YOUR GOAL:
With the pictures left out, copy the listing below exactly.

SUPPLIED INFORMATION:
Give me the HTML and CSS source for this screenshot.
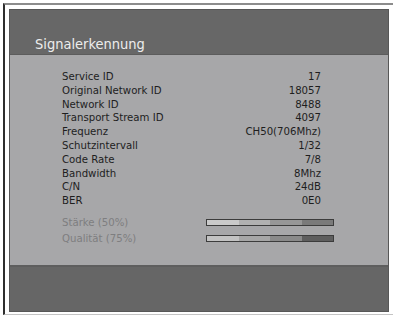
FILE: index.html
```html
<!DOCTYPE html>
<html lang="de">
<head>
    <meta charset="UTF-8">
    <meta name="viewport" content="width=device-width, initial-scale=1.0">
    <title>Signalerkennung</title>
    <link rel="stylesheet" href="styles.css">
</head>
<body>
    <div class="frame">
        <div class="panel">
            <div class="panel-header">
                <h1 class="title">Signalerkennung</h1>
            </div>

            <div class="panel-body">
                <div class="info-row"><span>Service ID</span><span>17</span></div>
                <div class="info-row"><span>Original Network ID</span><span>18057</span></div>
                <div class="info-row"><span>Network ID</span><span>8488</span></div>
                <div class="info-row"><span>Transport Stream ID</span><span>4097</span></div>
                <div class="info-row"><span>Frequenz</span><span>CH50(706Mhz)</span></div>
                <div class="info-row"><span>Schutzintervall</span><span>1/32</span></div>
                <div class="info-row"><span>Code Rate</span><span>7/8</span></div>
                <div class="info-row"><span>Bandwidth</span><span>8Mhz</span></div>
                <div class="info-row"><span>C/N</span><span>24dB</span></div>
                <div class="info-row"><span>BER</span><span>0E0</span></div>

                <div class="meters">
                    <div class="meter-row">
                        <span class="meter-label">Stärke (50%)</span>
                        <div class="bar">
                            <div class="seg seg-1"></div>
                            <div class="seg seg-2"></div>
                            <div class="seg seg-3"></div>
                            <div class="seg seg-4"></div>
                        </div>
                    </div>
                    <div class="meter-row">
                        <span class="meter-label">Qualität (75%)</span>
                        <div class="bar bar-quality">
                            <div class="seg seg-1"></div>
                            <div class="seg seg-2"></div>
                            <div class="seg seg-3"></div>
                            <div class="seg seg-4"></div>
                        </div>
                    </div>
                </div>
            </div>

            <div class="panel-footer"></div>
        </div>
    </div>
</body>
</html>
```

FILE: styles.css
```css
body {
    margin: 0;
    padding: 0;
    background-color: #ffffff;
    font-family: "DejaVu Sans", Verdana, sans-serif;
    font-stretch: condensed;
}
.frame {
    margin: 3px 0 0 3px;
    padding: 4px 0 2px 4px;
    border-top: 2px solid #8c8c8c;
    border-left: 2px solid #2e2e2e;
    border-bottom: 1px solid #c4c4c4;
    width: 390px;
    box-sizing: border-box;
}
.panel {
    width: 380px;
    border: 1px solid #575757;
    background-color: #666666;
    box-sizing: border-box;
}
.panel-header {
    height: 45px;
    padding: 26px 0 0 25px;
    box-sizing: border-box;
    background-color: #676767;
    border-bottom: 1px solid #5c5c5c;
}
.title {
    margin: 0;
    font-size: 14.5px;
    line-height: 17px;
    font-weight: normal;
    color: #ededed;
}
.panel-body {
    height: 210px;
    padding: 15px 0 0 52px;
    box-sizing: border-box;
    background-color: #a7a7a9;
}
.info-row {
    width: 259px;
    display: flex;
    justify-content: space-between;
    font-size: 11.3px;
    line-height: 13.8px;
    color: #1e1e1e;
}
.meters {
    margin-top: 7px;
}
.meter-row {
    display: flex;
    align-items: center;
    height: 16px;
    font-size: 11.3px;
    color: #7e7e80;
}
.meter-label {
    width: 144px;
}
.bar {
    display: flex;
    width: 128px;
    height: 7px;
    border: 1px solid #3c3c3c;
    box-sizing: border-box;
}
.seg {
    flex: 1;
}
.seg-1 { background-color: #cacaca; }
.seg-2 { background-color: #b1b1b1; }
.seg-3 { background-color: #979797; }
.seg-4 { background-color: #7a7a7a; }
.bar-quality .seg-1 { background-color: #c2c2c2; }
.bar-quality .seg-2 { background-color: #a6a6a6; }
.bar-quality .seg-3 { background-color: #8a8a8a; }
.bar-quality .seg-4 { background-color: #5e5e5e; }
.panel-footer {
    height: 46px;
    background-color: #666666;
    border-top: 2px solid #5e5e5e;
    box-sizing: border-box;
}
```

TASK SOLUTION:
Give me the HTML and CSS source for this screenshot.
FILE: index.html
```html
<!DOCTYPE html>
<html lang="de">
<head>
    <meta charset="UTF-8">
    <meta name="viewport" content="width=device-width, initial-scale=1.0">
    <title>Signalerkennung</title>
    <link rel="stylesheet" href="styles.css">
</head>
<body>
    <div class="frame">
        <div class="panel">
            <div class="panel-header">
                <h1 class="title">Signalerkennung</h1>
            </div>

            <div class="panel-body">
                <div class="info-row"><span>Service ID</span><span>17</span></div>
                <div class="info-row"><span>Original Network ID</span><span>18057</span></div>
                <div class="info-row"><span>Network ID</span><span>8488</span></div>
                <div class="info-row"><span>Transport Stream ID</span><span>4097</span></div>
                <div class="info-row"><span>Frequenz</span><span>CH50(706Mhz)</span></div>
                <div class="info-row"><span>Schutzintervall</span><span>1/32</span></div>
                <div class="info-row"><span>Code Rate</span><span>7/8</span></div>
                <div class="info-row"><span>Bandwidth</span><span>8Mhz</span></div>
                <div class="info-row"><span>C/N</span><span>24dB</span></div>
                <div class="info-row"><span>BER</span><span>0E0</span></div>

                <div class="meters">
                    <div class="meter-row">
                        <span class="meter-label">Stärke (50%)</span>
                        <div class="bar">
                            <div class="seg seg-1"></div>
                            <div class="seg seg-2"></div>
                            <div class="seg seg-3"></div>
                            <div class="seg seg-4"></div>
                        </div>
                    </div>
                    <div class="meter-row">
                        <span class="meter-label">Qualität (75%)</span>
                        <div class="bar bar-quality">
                            <div class="seg seg-1"></div>
                            <div class="seg seg-2"></div>
                            <div class="seg seg-3"></div>
                            <div class="seg seg-4"></div>
                        </div>
                    </div>
                </div>
            </div>

            <div class="panel-footer"></div>
        </div>
    </div>
</body>
</html>
```

FILE: styles.css
```css
body {
    margin: 0;
    padding: 0;
    background-color: #ffffff;
    font-family: "DejaVu Sans", Verdana, sans-serif;
    font-stretch: condensed;
}
.frame {
    margin: 3px 0 0 3px;
    padding: 4px 0 2px 4px;
    border-top: 2px solid #8c8c8c;
    border-left: 2px solid #2e2e2e;
    border-bottom: 1px solid #c4c4c4;
    width: 390px;
    box-sizing: border-box;
}
.panel {
    width: 380px;
    border: 1px solid #575757;
    background-color: #666666;
    box-sizing: border-box;
}
.panel-header {
    height: 45px;
    padding: 26px 0 0 25px;
    box-sizing: border-box;
    background-color: #676767;
    border-bottom: 1px solid #5c5c5c;
}
.title {
    margin: 0;
    font-size: 14.5px;
    line-height: 17px;
    font-weight: normal;
    color: #ededed;
}
.panel-body {
    height: 210px;
    padding: 15px 0 0 52px;
    box-sizing: border-box;
    background-color: #a7a7a9;
}
.info-row {
    width: 259px;
    display: flex;
    justify-content: space-between;
    font-size: 11.3px;
    line-height: 13.8px;
    color: #1e1e1e;
}
.meters {
    margin-top: 7px;
}
.meter-row {
    display: flex;
    align-items: center;
    height: 16px;
    font-size: 11.3px;
    color: #7e7e80;
}
.meter-label {
    width: 144px;
}
.bar {
    display: flex;
    width: 128px;
    height: 7px;
    border: 1px solid #3c3c3c;
    box-sizing: border-box;
}
.seg {
    flex: 1;
}
.seg-1 { background-color: #cacaca; }
.seg-2 { background-color: #b1b1b1; }
.seg-3 { background-color: #979797; }
.seg-4 { background-color: #7a7a7a; }
.bar-quality .seg-1 { background-color: #c2c2c2; }
.bar-quality .seg-2 { background-color: #a6a6a6; }
.bar-quality .seg-3 { background-color: #8a8a8a; }
.bar-quality .seg-4 { background-color: #5e5e5e; }
.panel-footer {
    height: 46px;
    background-color: #666666;
    border-top: 2px solid #5e5e5e;
    box-sizing: border-box;
}
```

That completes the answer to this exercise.